It’s Your Vacation, Not Your Followers’

I recently wrote an article for my school newspaper about the implications of social media on travel. This is not the sort of writing style I usually publish on my blog, however I thought I’d share it here anyway and see what you think!

“As I sat down on my Air Canada flight, Florida bound for reading week, I felt a sense of relief to be escaping the cold for a few days. Following the instructions of the flight attendant I reached into my carry-on to put my phone on airplane mode, relief was overcome by panic. I didn’t have my phone. I’d forgotten it and a number of thoughts began to circulate in my head. How would I stay in touch with my friends while I was away? Who would be waiting for a response? But most importantly, how could I share my vacation?

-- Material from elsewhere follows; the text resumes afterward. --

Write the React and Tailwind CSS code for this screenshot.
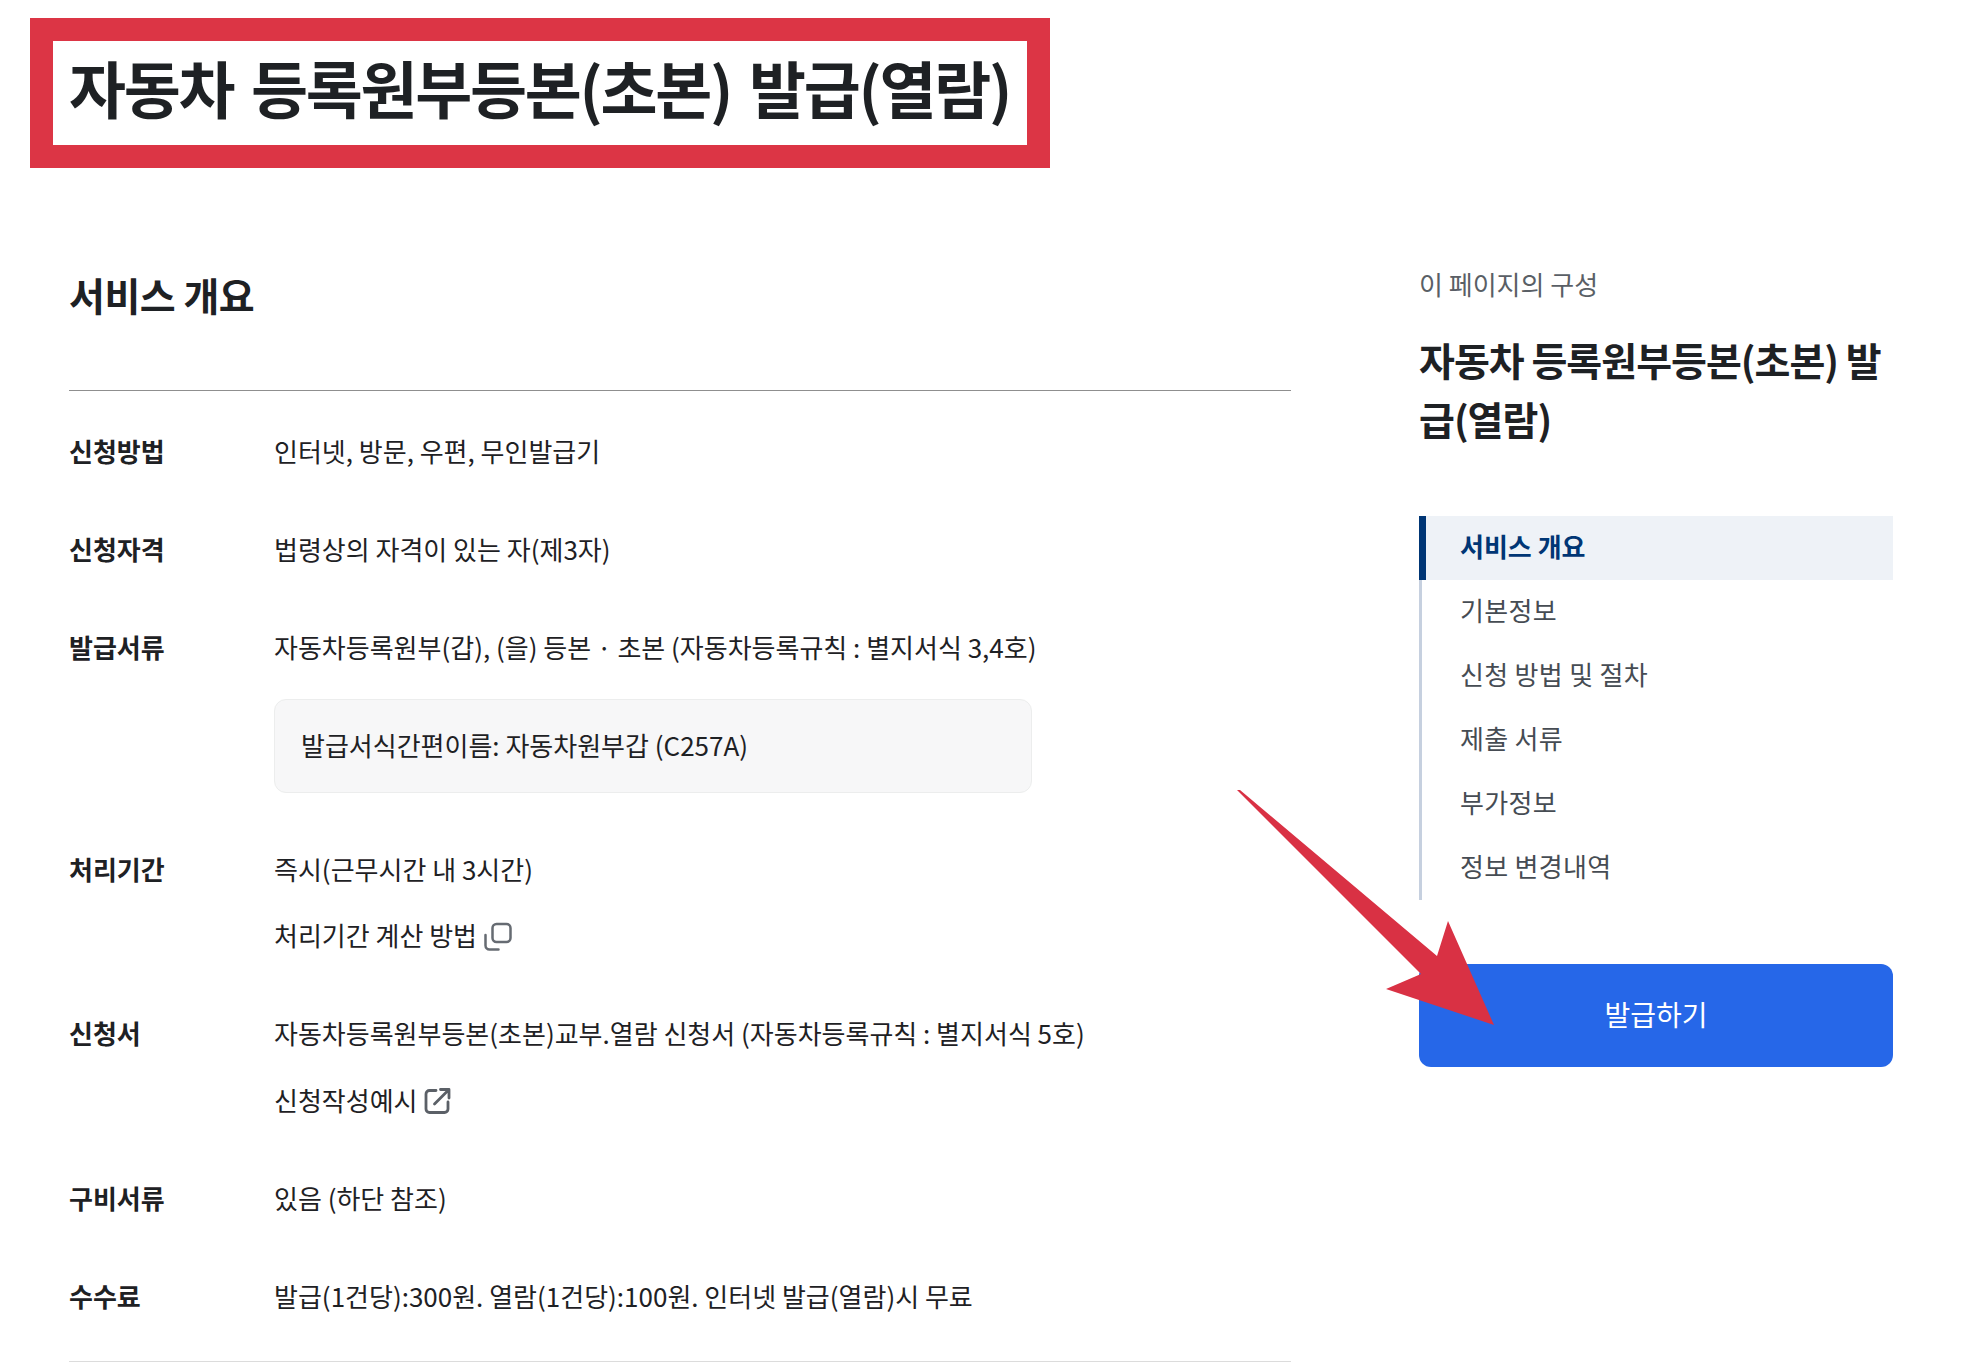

While the plane reached cruising altitude, the panic had subsided and I began to think about how ridiculous I was for being more concerned about not being able to share my vacation via Instagram and Snapchat than I was anything else. There is no doubt that the internet has revolutionized travel. For instance, For instance, instead of asking a stranger for directions we rely on google maps to find our way around a new city. We can look up all the best restaurants, attractions, and excursions. However, google maps isn’t the culprit here. Apps like Instagram and Snapchat are. The roots of the travel selfie run much deeper than simply snapping a photo that one day we will be able to look back on. Now memorializing a vacation takes time. We don’t capture the moment but crop, filter, tag and caption it. Collecting photos for the purpose of sharing them is ruining the travel experience for a number of reasons.

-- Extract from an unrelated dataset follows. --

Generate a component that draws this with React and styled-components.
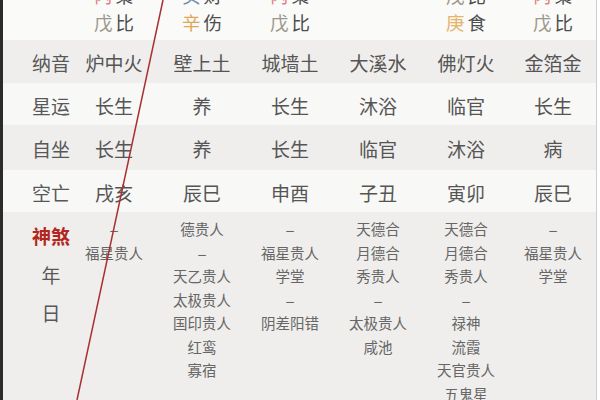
import React from 'react';
import styled, { createGlobalStyle } from 'styled-components';

const GlobalStyle = createGlobalStyle`
  html, body {
    margin: 0;
    padding: 0;
    background: #ffffff;
  }
  body {
    font-family: "Noto Sans CJK SC", "Noto Sans", sans-serif;
  }
`;

const Page = styled.div`
  position: relative;
  width: 600px;
  height: 400px;
  overflow: hidden;
  display: flex;
  background: #ffffff;
`;

const EdgeBar = styled.div`
  width: 3px;
  flex-shrink: 0;
  background: #2b2b2b;
`;

const Table = styled.div`
  width: 593px;
  height: 400px;
  flex-shrink: 0;
  border-right: 1px solid #cfcfcd;
  display: grid;
  grid-template-columns: 67px repeat(5, 88px) 86px;
  grid-template-rows: 40px 43px 42px 45px 42px 1fr;
  color: #555555;
`;

const HiddenCell = styled.div`
  background: #fafaf9;
  overflow: hidden;
  display: flex;
  flex-direction: column;
  align-items: center;
`;

const HiddenStack = styled.div`
  margin-top: -45.5px;
  display: flex;
  flex-direction: column;
  align-items: center;
`;

const HiddenLine = styled.div`
  height: 27px;
  line-height: 27px;
  font-size: 18.5px;
  display: flex;
  gap: 3px;
`;

const Stem = styled.span`
  color: ${(p) => p.$color};
`;

const God = styled.span`
  color: #4d4d4d;
`;

const Cell = styled.div`
  background: ${(p) => (p.$shade ? '#efeeec' : '#f8f8f6')};
  display: flex;
  align-items: center;
  justify-content: center;
  padding-top: 2px;
  box-sizing: border-box;
  font-size: 19px;
  line-height: 1;
  white-space: nowrap;
`;

const LabelCell = styled(Cell)`
  justify-content: flex-start;
  padding-left: 29px;
  color: #585858;
`;

const ShaLabels = styled.div`
  background: #efeeec;
  padding: 5px 0 0 29px;
  display: flex;
  flex-direction: column;
`;

const ShaLabel = styled.div`
  width: 38px;
  height: 38.5px;
  line-height: 38.5px;
  text-align: center;
  font-size: 19px;
  color: ${(p) => (p.$accent ? '#b3261e' : '#585858')};
  font-weight: ${(p) => (p.$accent ? 700 : 400)};
`;

const ShaCell = styled.div`
  background: #efeeec;
  padding-top: 5px;
  display: flex;
  flex-direction: column;
  align-items: center;
`;

const ShaItem = styled.div`
  height: 23.5px;
  line-height: 23.5px;
  font-size: ${(p) => (p.$dash ? '17px' : '14.5px')};
  color: #666666;
  white-space: nowrap;
`;

const Overlay = styled.svg`
  position: absolute;
  left: 0;
  top: 0;
  pointer-events: none;
`;

const stemColors = {
  甲: '#6fa56f',
  丙: '#e58080',
  戊: '#9d978b',
  己: '#9d978b',
  庚: '#e5b36c',
  辛: '#e3a655',
  癸: '#6f8cab',
};

const pillars = [
  {
    hidden: [['甲', '杀'], ['丙', '枭'], ['戊', '比']],
    nayin: '炉中火', xingyun: '长生', zizuo: '长生', kong: '戌亥',
    sha: ['–', '福星贵人'],
  },
  {
    hidden: [['己', '劫'], ['癸', '财'], ['辛', '伤']],
    nayin: '壁上土', xingyun: '养', zizuo: '养', kong: '辰巳',
    sha: ['德贵人', '–', '天乙贵人', '太极贵人', '国印贵人', '红鸾', '寡宿'],
  },
  {
    hidden: [['甲', '杀'], ['丙', '枭'], ['戊', '比']],
    nayin: '城墙土', xingyun: '长生', zizuo: '长生', kong: '申酉',
    sha: ['–', '福星贵人', '学堂', '–', '阴差阳错'],
  },
  {
    hidden: [['癸', '财']],
    nayin: '大溪水', xingyun: '沐浴', zizuo: '临官', kong: '子丑',
    sha: ['天德合', '月德合', '秀贵人', '–', '太极贵人', '咸池'],
  },
  {
    hidden: [['丙', '枭'], ['戊', '比'], ['庚', '食']],
    nayin: '佛灯火', xingyun: '临官', zizuo: '沐浴', kong: '寅卯',
    sha: ['天德合', '月德合', '秀贵人', '–', '禄神', '流霞', '天官贵人', '五鬼星'],
  },
  {
    hidden: [['甲', '杀'], ['丙', '枭'], ['戊', '比']],
    nayin: '金箔金', xingyun: '长生', zizuo: '病', kong: '辰巳',
    sha: ['–', '福星贵人', '学堂'],
  },
];

const rows = [
  { label: '纳音', key: 'nayin', shade: true },
  { label: '星运', key: 'xingyun', shade: false },
  { label: '自坐', key: 'zizuo', shade: true },
  { label: '空亡', key: 'kong', shade: false },
];

export default function App() {
  return (
    <>
      <GlobalStyle />
      <Page>
        <EdgeBar />
        <Table>
          <HiddenCell />
          {pillars.map((p, i) => (
            <HiddenCell key={`h${i}`}>
              <HiddenStack>
                {p.hidden.map(([stem, god], j) => (
                  <HiddenLine key={j}>
                    <Stem $color={stemColors[stem]}>{stem}</Stem>
                    <God>{god}</God>
                  </HiddenLine>
                ))}
              </HiddenStack>
            </HiddenCell>
          ))}

          {rows.map((row) => (
            <React.Fragment key={row.key}>
              <LabelCell $shade={row.shade}>{row.label}</LabelCell>
              {pillars.map((p, i) => (
                <Cell key={i} $shade={row.shade}>{p[row.key]}</Cell>
              ))}
            </React.Fragment>
          ))}

          <ShaLabels>
            <ShaLabel $accent>神煞</ShaLabel>
            <ShaLabel>年</ShaLabel>
            <ShaLabel>日</ShaLabel>
          </ShaLabels>
          {pillars.map((p, i) => (
            <ShaCell key={`s${i}`}>
              {p.sha.map((s, j) => (
                <ShaItem key={j} $dash={s === '–'}>{s}</ShaItem>
              ))}
            </ShaCell>
          ))}
        </Table>
        <Overlay width="600" height="400" viewBox="0 0 600 400">
          <line x1="163" y1="0" x2="77" y2="400" stroke="#a8302e" strokeWidth="1.5" />
        </Overlay>
      </Page>
    </>
  );
}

First, it doesn’t matter how much you enjoyed your own vacation, but rather how much other people “like” it. The worth of our vacations are measured by the number of likes our travel selfies accumulate. Second, there is this tendency to believe that if the vacation does not exist online, it ceases to exist altogether. The photos we take aren’t so that we can look back on them in the future, but instead to maintain an online footprint of the experience that matters only in the present. We rely so heavily on our social media selves to define who we are that even when we escape for a few days we have lost the affordance of being lost in the moment.

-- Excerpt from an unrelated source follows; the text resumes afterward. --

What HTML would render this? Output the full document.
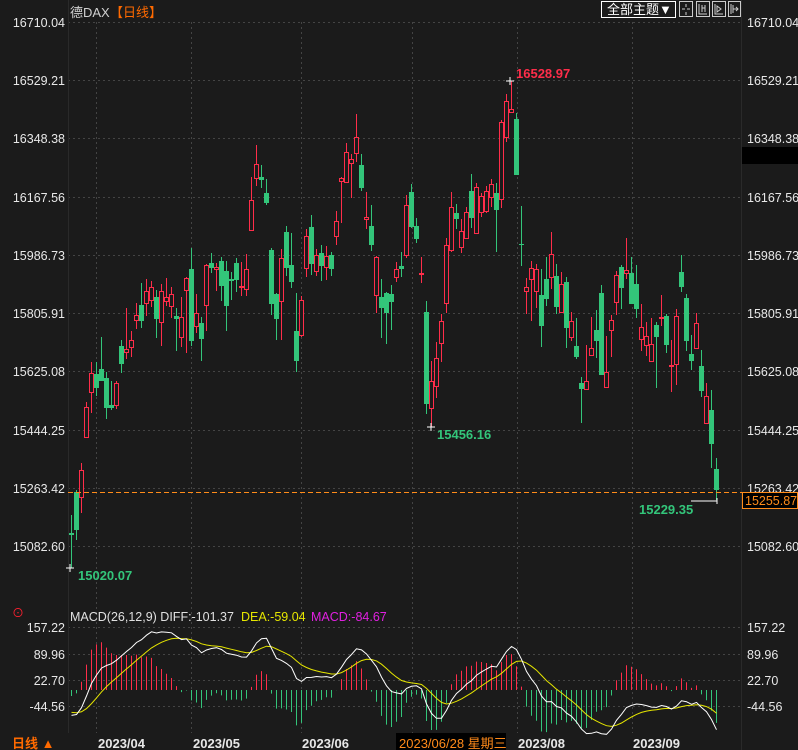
<!DOCTYPE html>
<html><head><meta charset="utf-8"><style>
html,body{margin:0;padding:0;background:#1b1b1b;width:798px;height:750px;overflow:hidden}
svg{display:block}
text{font-family:"Liberation Sans","Noto Sans CJK SC",sans-serif}
</style></head><body>
<svg id="s" width="798" height="750" xmlns="http://www.w3.org/2000/svg">
<rect width="798" height="750" fill="#1b1b1b"/>
<g id="grid"></g>
<g id="candles"></g>
<g id="macd"></g>
<text x="70" y="17" font-size="13" fill="#d0d0d0">德DAX</text>
<text x="110" y="17" font-size="13" fill="#ff6a00">【日线】</text>
<rect x="601.5" y="1.5" width="74" height="16" fill="none" stroke="#fff" stroke-width="1"/>
<text x="607" y="14" font-size="13" fill="#fff">全部主题▼</text>
<g fill="none" stroke="#ccc" stroke-width="1">
<rect x="679.5" y="1.5" width="13" height="15"/><rect x="696.5" y="1.5" width="13" height="15"/><rect x="712.5" y="1.5" width="13" height="15"/><rect x="728.5" y="1.5" width="12" height="15"/>
<path d="M686 4v3M686 12v3M682 9h3M687 9h3M699 4v10h8M702 5v7M705 5v7M702 8h3M715 4v10h8M717 6l4 3-4 3zM731 4v10M733 5v8M733 9h5M736 7l2 2-2 2"/>
</g>
<rect x="742" y="147" width="56" height="17" fill="#000"/>
<text x="12" y="617" font-size="12" fill="#ff2030">⊙</text>
<text x="70" y="621" font-size="12.5" fill="#e0e0e0">MACD(26,12,9) DIFF:-101.37</text>
<text x="241" y="621" font-size="12.5" fill="#e6e600">DEA:-59.04</text>
<text x="311" y="621" font-size="12.5" fill="#e020e0">MACD:-84.67</text>
<g font-size="13" fill="#e8e8e8" font-weight="bold">
<text x="98" y="748">2023/04</text><text x="193" y="748">2023/05</text><text x="302" y="748">2023/06</text><text x="518" y="748">2023/08</text><text x="633" y="748">2023/09</text>
</g>
<rect x="396" y="733" width="110" height="17" fill="#000"/>
<text x="399" y="748" font-size="13" fill="#ff8a1a">2023/06/28 星期三</text>
<text x="12" y="748" font-size="13" fill="#ff6a00" font-weight="bold">日线 ▲</text>
<text x="516" y="78" font-size="13" fill="#ff2d4a" font-weight="bold">16528.97</text>
<text x="437" y="439" font-size="13" fill="#33c57a" font-weight="bold">15456.16</text>
<text x="78" y="580" font-size="13" fill="#33c57a" font-weight="bold">15020.07</text>
<text x="639" y="514" font-size="13" fill="#33c57a" font-weight="bold">15229.35</text>
<path d="M506 81h8M510 77v8M427 427h8M431 423v8M66 568h8M70 564v8M691 501h26M717 498v6" stroke="#fff" stroke-width="1"/>
<line x1="68" y1="492.5" x2="742" y2="492.5" stroke="#ff8c1a" stroke-dasharray="5,3"/>
<rect x="742.5" y="492.5" width="55" height="16" fill="#000" stroke="#ff8c1a"/>
<text x="745" y="505" font-size="12.5" fill="#ff8c1a">15255.87</text>
</svg>
<script>
var D=[[515,568,533,535,'g'],[490,540,492,530,'g'],[463,513,470,497,'r'],[402,437,407,437,'r'],[362,413,373,392,'r'],[362,396,374,388,'g'],[337,381,369,381,'g'],[372,419,378,408,'g'],[381,410,405,408,'g'],[381,409,383,405,'r'],[340,373,346,364,'g'],[308,359,349,352,'r'],[331,357,340,347,'r'],[303,329,315,320,'r'],[283,328,305,321,'g'],[279,316,291,303,'r'],[281,307,287,300,'r'],[290,338,297,319,'g'],[284,346,291,322,'r'],[278,306,297,301,'r'],[287,318,294,306,'r'],[308,351,316,319,'g'],[297,347,317,337,'r'],[277,353,278,290,'r'],[248,346,269,341,'g'],[294,333,313,326,'r'],[317,361,323,339,'g'],[264,331,265,305,'r'],[253,273,263,268,'g'],[263,291,267,269,'r'],[257,301,261,286,'g'],[261,331,271,306,'g'],[272,300,279,281,'g'],
[258,292,263,280,'g'],[262,296,286,287,'r'],[254,296,269,289,'r'],[177,230,200,230,'r'],[145,186,164,178,'r'],[165,188,177,180,'g'],[179,205,193,203,'g'],[248,315,250,304,'g'],[293,340,294,319,'g'],[249,340,258,301,'r'],[226,276,232,268,'g'],[233,288,265,282,'g'],[293,372,331,361,'g'],[296,337,300,335,'r'],[229,277,236,268,'r'],[215,275,227,264,'g'],[249,276,255,271,'r'],[245,281,253,266,'g'],[246,280,256,267,'r'],[252,276,255,269,'g'],[211,245,221,236,'r'],[177,223,178,181,'r'],[143,182,152,182,'r'],[154,198,159,163,'r'],[114,162,137,153,'r'],[154,191,165,188,'g'],[192,229,217,219,'r'],[205,251,226,245,'g'],[256,313,257,295,'r'],[279,338,297,308,'g'],[292,344,293,313,'g'],[285,330,294,302,'g'],[262,282,269,277,'r'],
[252,277,266,269,'g'],[195,258,205,255,'r'],[184,228,192,227,'g'],[218,243,226,239,'g'],[257,283,273,274,'r'],[301,414,312,404,'g'],[361,427,381,408,'r'],[342,398,358,386,'r'],[314,362,321,343,'r'],[238,313,245,303,'r'],[192,252,207,250,'r'],[204,229,213,219,'g'],[219,253,231,247,'r'],[207,239,212,238,'r'],[174,228,191,218,'g'],[183,234,187,233,'r'],[193,217,196,212,'r'],[186,213,191,211,'r'],[179,207,184,197,'r'],[183,252,193,210,'g'],[120,208,122,199,'r'],[94,142,101,137,'r'],[81,113,109,112,'r'],[113,175,119,175,'g'],[206,266,244,245,'g'],[278,314,287,291,'r'],[261,321,268,279,'r'],[264,308,269,291,'r'],[269,347,295,326,'g'],[257,306,279,299,'g'],[232,289,254,277,'r'],[264,314,276,307,'g'],[272,312,284,312,'r'],
[277,348,282,328,'g'],[312,341,321,337,'r'],[318,359,346,357,'g'],[377,423,383,389,'g'],[345,389,381,389,'r'],[317,356,348,355,'r'],[310,358,330,341,'g'],[285,375,293,375,'g'],[336,387,372,387,'r'],[315,357,320,330,'r'],[271,315,275,302,'r'],[265,309,267,288,'g'],[238,279,270,273,'r'],[257,304,273,304,'g'],[265,318,284,309,'g'],[304,351,327,339,'r'],[322,356,336,345,'r'],[318,361,344,361,'r'],[322,388,325,337,'g'],[295,326,317,318,'r'],[314,353,316,345,'g'],[340,392,365,366,'r'],[309,385,316,364,'r'],[255,292,272,287,'g'],[294,351,298,341,'g'],[335,370,354,361,'g'],[313,349,323,348,'r'],[350,397,366,391,'g'],[383,423,396,423,'r'],[390,468,410,444,'g'],[458,500,469,490,'g']];
var R='#ff2d4a',G='#33c57a';
var g='';
var py=[22,80,138,197,255,313,371,430,488,546],pl=['16710.04','16529.21','16348.38','16167.56','15986.73','15805.91','15625.08','15444.25','15263.42','15082.60'];
for(var i=0;i<py.length;i++){g+='<line x1="68" y1="'+(py[i]+.5)+'" x2="742" y2="'+(py[i]+.5)+'" stroke="#444" stroke-dasharray="2,3"/>';
g+='<text x="65" y="'+(py[i]+5)+'" font-size="12.5" fill="#e8e8e8" text-anchor="end">'+pl[i]+'</text>';
if(i!=8)g+='<text x="747" y="'+(py[i]+5)+'" font-size="12.5" fill="#e8e8e8">'+pl[i]+'</text>';}
g+='<text x="747" y="493" font-size="12.5" fill="#e8e8e8">15263.42</text>';
var my=[627,654,680,706],ml=['157.22','89.96','22.70','-44.56'];
for(i=0;i<4;i++){g+='<line x1="68" y1="'+(my[i]+.5)+'" x2="742" y2="'+(my[i]+.5)+'" stroke="#444" stroke-dasharray="2,3"/>';
g+='<text x="65" y="'+(my[i]+5)+'" font-size="12.5" fill="#e8e8e8" text-anchor="end">'+ml[i]+'</text><text x="747" y="'+(my[i]+5)+'" font-size="12.5" fill="#e8e8e8">'+ml[i]+'</text>';}
[96,191,301,412,517,632].forEach(function(x){g+='<line x1="'+(x+.5)+'" y1="22" x2="'+(x+.5)+'" y2="733" stroke="#444" stroke-dasharray="2,3"/>';});
g+='<line x1="68.5" y1="0" x2="68.5" y2="733" stroke="#2a2a2a"/><line x1="741.5" y1="0" x2="741.5" y2="750" stroke="#2a2a2a"/>';
document.getElementById('grid').innerHTML=g;
var c='';
for(i=0;i<D.length;i++){var d=D[i],x=71+5*i,col=d[4]=='r'?R:G;
c+='<line x1="'+(x+.5)+'" y1="'+d[0]+'" x2="'+(x+.5)+'" y2="'+d[1]+'" stroke="'+col+'"/>';
var h=Math.max(1,d[3]-d[2]);
if(d[4]=='r')c+='<rect x="'+(x-1.5)+'" y="'+(d[2]+.5)+'" width="4" height="'+h+'" fill="#1b1b1b" stroke="'+col+'"/>';
else c+='<rect x="'+(x-2)+'" y="'+d[2]+'" width="5" height="'+h+'" fill="'+col+'"/>';}
document.getElementById('candles').innerHTML=c;
function pr(y){return 16710-(y-22)/0.322;}
var cl=D.map(function(d){return pr(d[4]=='r'?d[2]:d[3]);});
var e12=cl[0]+55,e26=cl[0]+120,dea=-55;var df=[],de=[],hs=[];
for(i=0;i<cl.length;i++){e12=e12+(cl[i]-e12)*2/13;e26=e26+(cl[i]-e26)*2/27;var f=e12-e26;dea=dea+(f-dea)*0.2;df.push(f);de.push(dea);hs.push(2*(f-dea));}
var sc=0.394,z=690,m='',p1='',p2='';
for(i=0;i<cl.length;i++){var x=71.5+5*i,v=hs[i];
m+='<line x1="'+x+'" y1="'+z+'" x2="'+x+'" y2="'+(z-v*sc)+'" stroke="'+(v>=0?R:G)+'"/>';
p1+=(i?'L':'M')+x+' '+(z-df[i]*sc).toFixed(1);p2+=(i?'L':'M')+x+' '+(z-de[i]*sc).toFixed(1);}
m+='<path d="'+p2+'" fill="none" stroke="#e6e600"/><path d="'+p1+'" fill="none" stroke="#fff"/>';
document.getElementById('macd').innerHTML=m;
</script>
</body></html>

I think that Instagram and Snapchat are positive in that they allow us to inform our friends and family (our followers) how we’re enjoying our vacation. As well, Instagram can serve as a sort of travel guide whereby you can search a destination and see the kinds of experiences that have taken place. It is a forum for us to share and appreciate the beautiful places our world is composed of. It is only when we let peoples’ “likes” determine the quality of our trip that we have let social media ruin travel. When you are uploading a photo of every meal you eat, outfit you wear, or excursion you take, you know you need to spend less time looking through the lens of your camera.”